“Happiness Will Befall” reviewed by Bodyspace

À boa e despreocupada maneira americana, o formato Disney ditou que as figuras desenhadas fossem automaticamente associadas a uma alegria sem fim e a circunstâncias cómicas. É contudo sabido que o tradicional filme Disney embriaga as criancinhas com momentos lúdicos e êxtase musical para, num momento de maior susceptibilidade, largar nas mãos do desprevenido questões tão perturbantes como a orfandade ou a exclusão. A Oriente as coisas mudam de figura e os desenhos enquadrados em séries de vinhetas (por lá chamam manga à banda desenhada e a coisa vende-se como pão quente) voltam a assumir a função primordial do manifesto por efeito de uma preocupação ecológica intrínseca à condição humana. Na primeira série de Dragonball, o Songoku parecia muito mais preocupado em salvar o mundo de um desastre cósmico do que em aviar porrada em vilões (posteriores) como o Cell ou o Bou-Bou.

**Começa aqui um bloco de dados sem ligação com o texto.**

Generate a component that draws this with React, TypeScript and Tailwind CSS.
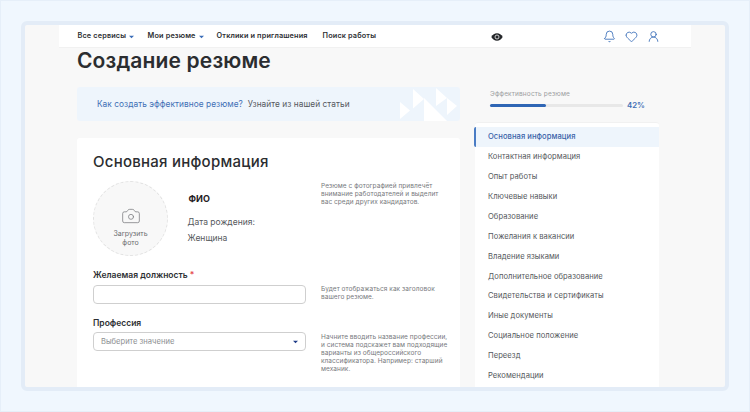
import React from 'react';
import { Bell, Heart, UserRound, Camera } from 'lucide-react';

const sections = [
  'Контактная информация',
  'Опыт работы',
  'Ключевые навыки',
  'Образование',
  'Пожелания к вакансии',
  'Владение языками',
  'Дополнительное образование',
  'Свидетельства и сертификаты',
  'Иные документы',
  'Социальное положение',
  'Переезд',
  'Рекомендации',
];

const Caret = ({ className }: { className: string }) => (
  <svg width="5" height="4" viewBox="0 0 6 4" className={className}>
    <path d="M0 0.5h6L3 3.5z" fill="currentColor" />
  </svg>
);

const Hint = ({ children, className }: { children: React.ReactNode; className?: string }) => (
  <p className={`text-[6.5px] leading-[8px] tracking-[0.05px] text-[#77797d] ${className ?? ''}`}>{children}</p>
);

const App = () => {
  return (
    <div className="h-[412px] w-[750px] overflow-hidden border border-[#e6eff9] bg-[#f0f7fe] p-[20px] font-['Inter',sans-serif]">
      <div className="h-[370px] overflow-hidden rounded-md border-4 border-[#e3ecf7] bg-[#f8f8f8]">
        {/* Top nav */}
        <div className="mx-[34px] flex h-[23px] items-center border-b border-[#f1f1f1] bg-white pl-[18.5px] pt-[1px] text-[7.3px] font-semibold tracking-[0.15px] text-[#2d2f33]">
          <span>Все сервисы</span>
          <Caret className="ml-[3px] text-[#3a6cb8]" />
          <span className="ml-[13.5px]">Мои резюме</span>
          <Caret className="ml-[3px] text-[#3a6cb8]" />
          <span className="ml-[13px]">Отклики и приглашения</span>
          <span className="ml-[15px]">Поиск работы</span>
          <svg width="12" height="8" viewBox="0 0 12 8" className="ml-[115px]">
            <path d="M0.3 4C1.6 1.6 3.6 0.3 6 0.3S10.4 1.6 11.7 4C10.4 6.4 8.4 7.7 6 7.7S1.6 6.4 0.3 4z" fill="#26282b" />
            <circle cx="6" cy="4" r="2" fill="none" stroke="#f2f2f2" strokeWidth="0.8" />
          </svg>
          <Bell size={13} strokeWidth={1.5} className="ml-[100px] text-[#2f66b5]" />
          <Heart size={13} strokeWidth={1.5} className="ml-[9px] text-[#2f66b5]" />
          <UserRound size={13} strokeWidth={1.5} className="ml-[9px] text-[#2f66b5]" />
        </div>

        <div className="ml-[52px] flex items-start">
          {/* Left column */}
          <div className="w-[383px] shrink-0">
            <h1 className="mt-[1px] text-[21px] font-semibold leading-[24px] tracking-[0.15px] text-[#2b2d30]">Создание резюме</h1>

            <div className="relative mt-[14px] flex h-[34px] items-center rounded-[3px] bg-[#eef5fc] pl-[20px] pt-[1px] text-[8.3px] tracking-[0.05px]">
              <span className="text-[#3f6fb5]">Как создать эффективное резюме?</span>
              <span className="ml-[5px] text-[#55585c]">Узнайте из нашей статьи</span>
              <svg width="62" height="34" viewBox="0 0 62 34" className="absolute right-0 top-0">
                <g fill="#fff">
                  <path d="M2 15l10 8.5L2 32z" />
                  <path d="M15 2l11 10-11 9.500z" />
                  <path d="M26 11l23 23H26z" />
                  <path d="M38 1l11 10-11 8z" />
                  <path d="M49 11l10 8-10 9z" />
                </g>
              </svg>
            </div>

            <div className="mt-[17px] h-[260px] rounded-t-[3px] bg-white pl-[16px] pt-[14px]">
              <h2 className="text-[15px] font-medium leading-[20px] tracking-[0.25px] text-[#2b2d30]">Основная информация</h2>

              <div className="mt-[9px] flex items-start">
                <div className="flex h-[75px] w-[75px] shrink-0 flex-col items-center rounded-full border border-dashed border-[#e2e2e2] bg-[#f8f8f8] pt-[24px]">
                  <Camera size={20} strokeWidth={0.9} className="text-[#77797d]" />
                  <span className="mt-[3px] text-center text-[7px] leading-[9px] text-[#6b6d70]">
                    Загрузить
                    <br />
                    фото
                  </span>
                </div>

                <div className="ml-[19.5px] w-[133.5px] shrink-0 pt-[12px]">
                  <p className="pl-[1px] text-[9px] font-bold leading-[12px] text-[#1f2023]">ФИО</p>
                  <p className="mt-[11px] text-[8.5px] leading-[12px] text-[#55585c]">Дата рождения:</p>
                  <p className="mt-[4px] text-[8.5px] leading-[12px] text-[#55585c]">Женщина</p>
                </div>

                <Hint className="pt-[1px]">
                  Резюме с фотографией привлечёт
                  <br />
                  внимание работодателей и выделит
                  <br />
                  вас среди других кандидатов.
                </Hint>
              </div>

              <div className="mt-[13px] flex items-start">
                <div className="w-[213px] shrink-0">
                  <p className="text-[8.5px] font-semibold leading-[12px] text-[#2d2f33]">
                    Желаемая должность <span className="text-[#e5484d]">*</span>
                  </p>
                  <div className="mt-[4px] h-[19px] rounded-[4px] border border-[#cfcfcf] bg-white" />
                </div>
                <Hint className="ml-[15px] mt-[16px]">
                  Будет отображаться как заголовок
                  <br />
                  вашего резюме.
                </Hint>
              </div>

              <div className="mt-[13px] flex items-start">
                <div className="w-[213px] shrink-0">
                  <p className="text-[8.5px] font-semibold leading-[12px] text-[#2d2f33]">Профессия</p>
                  <div className="mt-[3px] flex h-[19px] items-center justify-between rounded-[4px] border border-[#cfcfcf] bg-white pl-[7px] pr-[7px] pt-[1px]">
                    <span className="text-[7.6px] text-[#8d8f92]">Выберите значение</span>
                    <Caret className="text-[#1f3c88]" />
                  </div>
                </div>
                <Hint className="ml-[15px] mt-[16px]">
                  Начните вводить название профессии,
                  <br />
                  и система подскажет вам подходящие
                  <br />
                  варианты из общероссийского
                  <br />
                  классификатора. Например: старший
                  <br />
                  механик.
                </Hint>
              </div>
            </div>
          </div>

          {/* Right column */}
          <div className="ml-[14px] w-[185px] shrink-0">
            <div className="mt-[42px] pl-[16px]">
              <p className="text-[6.5px] leading-[8px] tracking-[0.15px] text-[#9b9da0]">Эффективность резюме</p>
              <div className="mt-[2px] flex items-center">
                <div className="h-[3px] w-[133px] rounded-full bg-[#e8e8e8]">
                  <div className="h-[3px] w-[56px] rounded-full bg-[#2f66b5]" />
                </div>
                <span className="ml-[4px] text-[7.8px] font-semibold leading-[10px] text-[#3f6fb5]">42%</span>
              </div>
            </div>

            <div className="ml-[1px] mt-[12px] h-[300px] rounded-t-[3px] border-t border-[#f1f1f1] bg-white pt-[4px] text-[7.6px] tracking-[0.05px] text-[#55585c]">
              <div className="-ml-[1px] flex h-[20px] items-center rounded-l-[2px] border-l-2 border-[#4a7cc4] bg-[#eef5fc] pl-[12px] font-medium text-[#3a62a8]">
                Основная информация
              </div>
              {sections.map((name) => (
                <div key={name} className="flex h-[19.9px] items-center pl-[13px]">
                  {name}
                </div>
              ))}
            </div>
          </div>
        </div>
      </div>
    </div>
  );
};

export default App;
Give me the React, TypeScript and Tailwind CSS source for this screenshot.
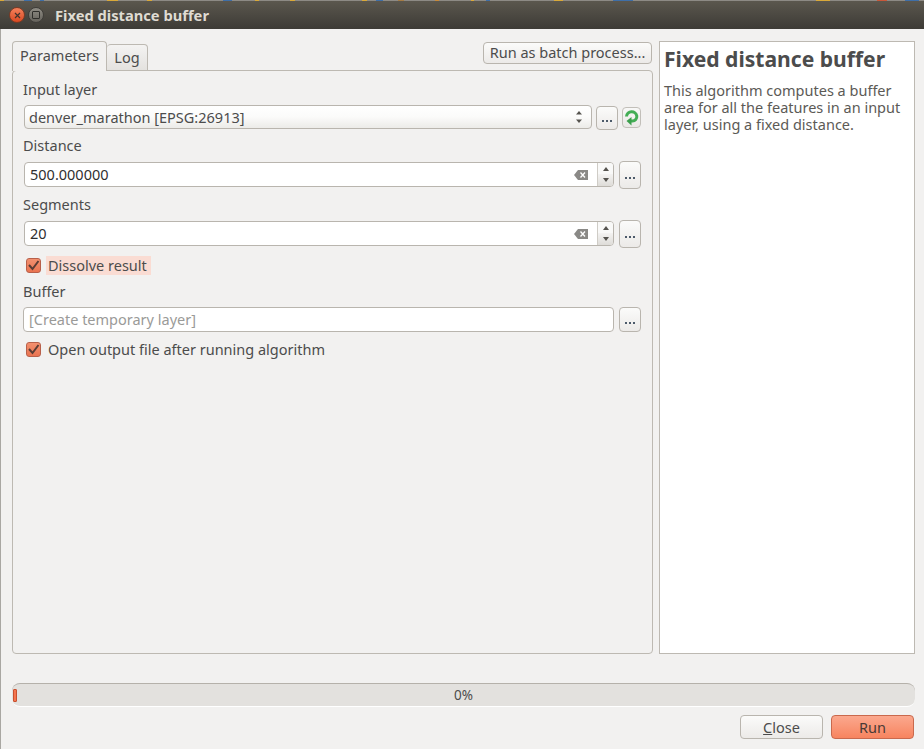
const font = "font-['Noto_Sans','Open_Sans',sans-serif]";

const specks: [number, number, string][] = [
  [0, 4, "#d9a93a"], [24, 8, "#3f6fa8"], [40, 4, "#3f6fa8"], [107, 11, "#d9a93a"], [147, 5, "#d9a93a"],
  [223, 9, "#3f6fa8"], [255, 4, "#d9a93a"], [290, 5, "#d9a93a"], [362, 5, "#d9a93a"], [376, 7, "#3f6fa8"],
  [398, 6, "#a57c45"], [435, 4, "#c98a3a"], [471, 3, "#d9a93a"], [486, 4, "#3f6fa8"], [554, 9, "#d9a93a"],
  [613, 20, "#3f6fa8"], [816, 14, "#d9a93a"], [877, 10, "#c9583a"], [905, 14, "#3f6fa8"],
];

function TopStrip() {
  return (
    <div className="h-[1px] shrink-0 flex bg-[#8d8a85]">
      {specks.map(([x, w, c], i) => (
        <span
          key={i}
          style={{ marginLeft: x - (i ? specks[i - 1][0] + specks[i - 1][1] : 0), width: w, backgroundColor: c }}
        />
      ))}
    </div>
  );
}

function Dots() {
  return (
    <span className="flex gap-[2px] mt-[6px]">
      <span className="w-[2px] h-[2px] bg-[#4c5a6a]" />
      <span className="w-[2px] h-[2px] bg-[#4c5a6a]" />
      <span className="w-[2px] h-[2px] bg-[#4c5a6a]" />
    </span>
  );
}

function DotsButton({ className }: { className: string }) {
  return (
    <div className={`w-[22px] shrink-0 rounded-[4px] border border-[#b9b5ae] bg-gradient-to-b from-[#fbfbfa] to-[#eceae8] flex items-center justify-center ${className}`}>
      <Dots />
    </div>
  );
}

function Arrows() {
  return (
    <svg width="8" height="14" viewBox="0 0 8 14" className="block">
      <path d="M4 1 L7 4.5 H1 Z" fill="#55534e" />
      <path d="M4 13 L7 9.5 H1 Z" fill="#55534e" />
    </svg>
  );
}

function NumberField({ value }: { value: string }) {
  return (
    <div className="flex items-start gap-[5px] ml-[1px]">
      <div className="flex-1 h-[25px] mt-[1px] flex rounded-[4px] border border-[#b9b5ae] bg-white overflow-hidden">
        <div className="flex-1 flex items-center justify-between pl-[5px] pr-[9px] text-[#2f2f2f]">
          <span>{value}</span>
          <svg width="14" height="10" viewBox="0 0 14 10">
            <path d="M4 0 H14 V10 H4 L0 5 Z" fill="#8a8986" />
            <path d="M6.5 2.5 L11 7.5 M11 2.5 L6.5 7.5" stroke="#fff" strokeWidth="1.3" />
          </svg>
        </div>
        <div className="w-[16px] border-l border-[#cfccc6] flex flex-col">
          <div className="h-[11px] flex items-center justify-center bg-[#f9f9f8]">
            <svg width="6" height="4" viewBox="0 0 6 4"><path d="M3 0 L6 4 H0 Z" fill="#55534e" /></svg>
          </div>
          <div className="flex-1 flex items-center justify-center bg-gradient-to-b from-[#f4f3f2] to-[#dedcd8]">
            <svg width="6" height="4" viewBox="0 0 6 4"><path d="M3 4 L6 0 H0 Z" fill="#55534e" /></svg>
          </div>
        </div>
      </div>
      <DotsButton className="h-[28px]" />
    </div>
  );
}

function Check() {
  return (
    <span className="w-[15px] h-[15px] rounded-[3px] border border-[#b8604a] bg-gradient-to-b from-[#f2906f] to-[#ea7350] flex items-center justify-center shrink-0">
      <svg width="13" height="13" viewBox="0 0 13 13">
        <path d="M2 6 L5.5 10 L11.5 2" stroke="#5a3c34" strokeWidth="2" fill="none" />
      </svg>
    </span>
  );
}

export default function App() {
  return (
    <div className={`w-[924px] h-[749px] bg-[#f2f1f0] flex flex-col overflow-hidden text-[#4c4c4c] text-[14.5px] leading-[19px] ${font}`}>
      <TopStrip />
      <div className="h-[28px] shrink-0 bg-gradient-to-b from-[#5b574e] to-[#3d3b36] flex items-center pl-[9px]">
        <span className="w-[16px] h-[16px] rounded-full bg-gradient-to-b from-[#f4805a] to-[#d9481f] border border-[#7c3a24] flex items-center justify-center">
          <svg width="7" height="7" viewBox="0 0 7 7"><path d="M1 1 L6 6 M6 1 L1 6" stroke="#41332c" strokeWidth="1.2" /></svg>
        </span>
        <span className="w-[16px] h-[16px] ml-[3px] rounded-full bg-gradient-to-b from-[#8f8c84] to-[#65625b] border border-[#3f3d39] flex items-center justify-center">
          <span className="w-[8px] h-[8px] border border-[#2f2e2a] rounded-[1px]" />
        </span>
        <span className="ml-[11px] text-[14.7px] font-bold text-[#dfdbd2]">Fixed distance buffer</span>
      </div>

      <div className="flex-1 flex flex-col border-l border-[#a9a7a2] pl-[11px] pr-[9px] pt-[12px]">
        <div className="h-[613px] flex gap-[6px] shrink-0">
          <div className="w-[641px] flex flex-col">
            <div className="h-[30px] flex justify-between items-start relative z-10">
              <div className="flex items-start">
                <div className="h-[30px] w-[95px] rounded-t-[4px] border border-b-0 border-[#bdb9b2] bg-[#f2f1f0] flex items-center justify-center pb-[3px]">Parameters</div>
                <div className="h-[27px] w-[41px] mt-[3px] rounded-t-[4px] border border-l-0 border-[#bdb9b2] bg-gradient-to-b from-[#f4f3f2] to-[#e4e2df] flex items-center justify-center">Log</div>
              </div>
              <div className="w-[169px] h-[22px] mt-[1px] mr-[1px] rounded-[4px] border border-[#b9b5ae] bg-gradient-to-b from-[#fbfbfa] to-[#eceae8] flex items-center justify-center pb-[1px]">Run as batch process...</div>
            </div>
            <div className="flex-1 -mt-[1px] rounded-[4px] border border-[#bdb9b2] pl-[10px] pr-[11px] pt-[9px]">
              <div className="h-[19px]">Input layer</div>
              <div className="flex items-start mt-[6px] ml-[1px]">
                <div className="flex-1 h-[24px] rounded-[4px] border border-[#b9b5ae] bg-gradient-to-b from-[#ffffff] via-[#fbfbfa] to-[#ecebe8] flex items-center justify-between pl-[4px] pr-[8px]">
                  <span>denver_marathon [EPSG:26913]</span>
                  <Arrows />
                </div>
                <DotsButton className="h-[24px] ml-[4px] mt-[1px]" />
                <div className="w-[19px] h-[21px] ml-[4px] mt-[2px] rounded-[4px] border border-[#c2bfb9] bg-gradient-to-b from-[#f8f8f7] to-[#eae8e6] flex items-center justify-center">
                  <svg width="15" height="16" viewBox="0 0 15 16">
                    <path d="M2.5 6.5 A5.2 5.2 0 0 1 12.8 6 A4.5 4.5 0 0 1 8.5 11 H6" fill="none" stroke="#43ad55" strokeWidth="3" />
                    <path d="M7.5 7 L2.5 11 L7.5 15.5 Z" fill="#3b9f4c" />
                  </svg>
                </div>
              </div>

              <div className="h-[19px] mt-[6px]">Distance</div>
              <div className="mt-[6px]"><NumberField value="500.000000" /></div>

              <div className="h-[19px] mt-[6px]">Segments</div>
              <div className="mt-[6px]"><NumberField value="20" /></div>

              <div className="flex items-center h-[19px] mt-[8px] ml-[3px]">
                <Check />
                <span className="ml-[5px] h-[19px] w-[105px] pl-[2px] bg-[#fadcd3] whitespace-nowrap">Dissolve result</span>
              </div>

              <div className="h-[19px] mt-[7px]">Buffer</div>
              <div className="flex items-start gap-[5px] mt-[6px]">
                <div className="flex-1 h-[25px] rounded-[4px] border border-[#b9b5ae] bg-white flex items-center pl-[5px] text-[#9a9a98]">[Create temporary layer]</div>
                <DotsButton className="h-[25px]" />
              </div>

              <div className="flex items-center h-[19px] mt-[8px] ml-[3px]">
                <Check />
                <span className="ml-[7px]">Open output file after running algorithm</span>
              </div>
            </div>
          </div>

          <div className="w-[256px] border border-[#bdb9b2] bg-white pl-[4px] pr-[6px] pt-[3px] text-[#5c5a56]">
            <h1 className="text-[21.1px] leading-[27px] font-bold text-[#4c4c4c]">Fixed distance buffer</h1>
            <p className="mt-[10px] leading-[17px]">This algorithm computes a buffer area for all the features in an input layer, using a fixed distance.</p>
          </div>
        </div>

        <div className="mt-[29px] h-[24px] w-[903px] shrink-0 rounded-[8px] border-t border-t-[#b5b1aa] border-b border-b-white bg-[#e3e1de] flex items-center relative">
          <span className="absolute left-[1px] top-[5px] w-[4px] h-[13px] rounded-[1px] border border-[#c9502f] bg-[#f4754f]" />
          <span className="w-full text-center text-[13.5px] pt-[1px]">0%</span>
        </div>

        <div className="flex justify-end gap-[8px] mt-[8px] w-[902px]">
          <div className="w-[83px] h-[24px] rounded-[4px] border border-[#b9b5ae] bg-gradient-to-b from-[#fbfbfa] to-[#eceae8] flex items-center justify-center"><span><span className="underline">C</span>lose</span></div>
          <div className="w-[83px] h-[24px] rounded-[4px] border border-[#c9694d] bg-gradient-to-b from-[#fba88e] to-[#f7845f] flex items-center justify-center text-[#4a3a35]">Run</div>
        </div>
      </div>
    </div>
  );
}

Não tem qualquer culpa o herói de animação, ecologicamente consciente, de os seus pares ocidentais serem instrumentos ao serviço de armadilhas sentimentais que resgatam sal às lágrimas para ensopar o doce das pipocas. Pela mesma tabela, Lawrence English não tem de responder pelo mau nome que instituições como K.K. Null (com quem, de resto, Lawrence já colaborou) ou Lustmord (ele que recentemente gravou com os Melvins) deram à vertente mais obscura do ambient. Pode um disco ser denso, rarefeito e compenetrado sem que, por reacção, lhe seja associado um carácter pessimista (de quem antevê o fim de todas as coisas verdes). Happiness Will Befall corresponde à representação em disco de um itinerário introspectivamente reflectivo onde a luminosidade – mais tarde ou mais cedo – há-de surgir e proporcionar a clarividência a alguém imerso nas probabilidades inesgotáveis da guitarra, aqui multiplicadas pela sua interacção com texturas periféricas extraídas a electrónica diversa, cassetes e gira-discos adicionados ao vivo .

O primeiro disco de Lawrence English a ser editado pela Crónica documenta uma recente viagem do músico (por quatro países da região Ásia-Pacífico) em forma de atlas coordenado como se tratasse de um diário. Até porque a noção apurada da geografia é um traço comum a grande parte dos discos do compositor australiano, assim como não lhe é estranha a capacidade de assentar os discos sobre estruturas narrativas que habitualmente os sujeitam a serem entendidos como filmes imaginários. Por isso, Happiness Will Befall pode até ser um daqueles road movies onde o protagonista parte em descoberta de um familiar e acaba por dar com respostas para questões interiores. Lawrence English terá encontrado na sua viagem pela Ásia linguagens estranhas à sua (essencialmente assente na manipulação de um laptop) e paisagens cativantes que o terão moldado a peças como “Parallel (Midgap)” (à qual é quase possível perscrutar a violência da natureza). E porque Happiness Will Befall é também um disco sensível ao efeito do jet-lag sobre a força anímica, a sua faixa inicial – “Adrift” – permite escutar a desorientação a micromelodias à deriva. À medida que o disco se adapta às exigências do terreno (a nível respiratório, se quisermos), tornam-se cada vez mais perceptíveis as pulsações de um Lawrence English em permanente descoberta de padrões à área que avalia como um topógrafo.

Happiness Will Befall é mais um daqueles discos da Crónica que obriga a um número mínimo de audições até que se lhe comecem a descobrir os detalhes mais determinantes à sua resolução e aceitação. Por enquanto dispõe-se o disco a duas sugestões díspares: ou a Ásia encara esperançosamente o seu imparável crescimento populacional ou trata de se preparar depressa para receber o fim do mundo com um sorriso arqueado nos lábios. Em qualquer um dos casos, a felicidade deve andar à espreita.